My mother and I spent a couple of hours going through old photo albums. I was looking for one particular picture.
And found another.
It is of me in another lifetime. When I was skeletal skinny. No- no health problems, the old metabolism hadn't hit the rock wall of age yet. And I ate like...well...like the metabolism would never hit the rock wall. (that did bite me in the expanding ass a few years later when I discovered Ben and Jerry's.)
It was all there. In the picture. In my mind, the thinness was hot. And the, shall we put it, more rounded curves acquired later are not. But I'll look again.
The thinness was brittle. The eye makeup- a mask. The smile- not shared by the eyes. The hair, very, very Princess Di. Not a bad picture, really- but I've never enjoyed having my picture taken. That hasn't changed a bit.

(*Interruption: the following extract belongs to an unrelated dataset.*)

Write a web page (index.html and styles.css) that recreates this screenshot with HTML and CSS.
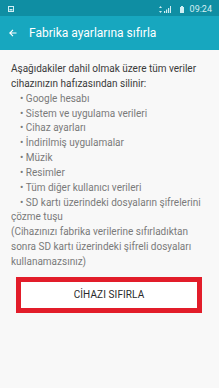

It was Christmas. Probably around 1986. And no doubt I was waiting for some kind of grandfatherly explosion. Because he always came through with one of those on holidays. Like snow in the winter. Predictable, and a force of nature. Dangerous too.
It's very funny though- looking at the picture- knowing that since then I've gained so much...not just pounds, but also experience. And happiness. And sadness. None of it to be recycled. Nor to be rejected.
Sitting on the table next to me was a Coke, and a very large Toblerone candy bar. And on the floor is a sweater that I have happily forgotten. We'll call those ghosts of Christmas past, and move on from there.
And the photo I was searching for? I'll scan and post later. Because I think it's pretty damned funny.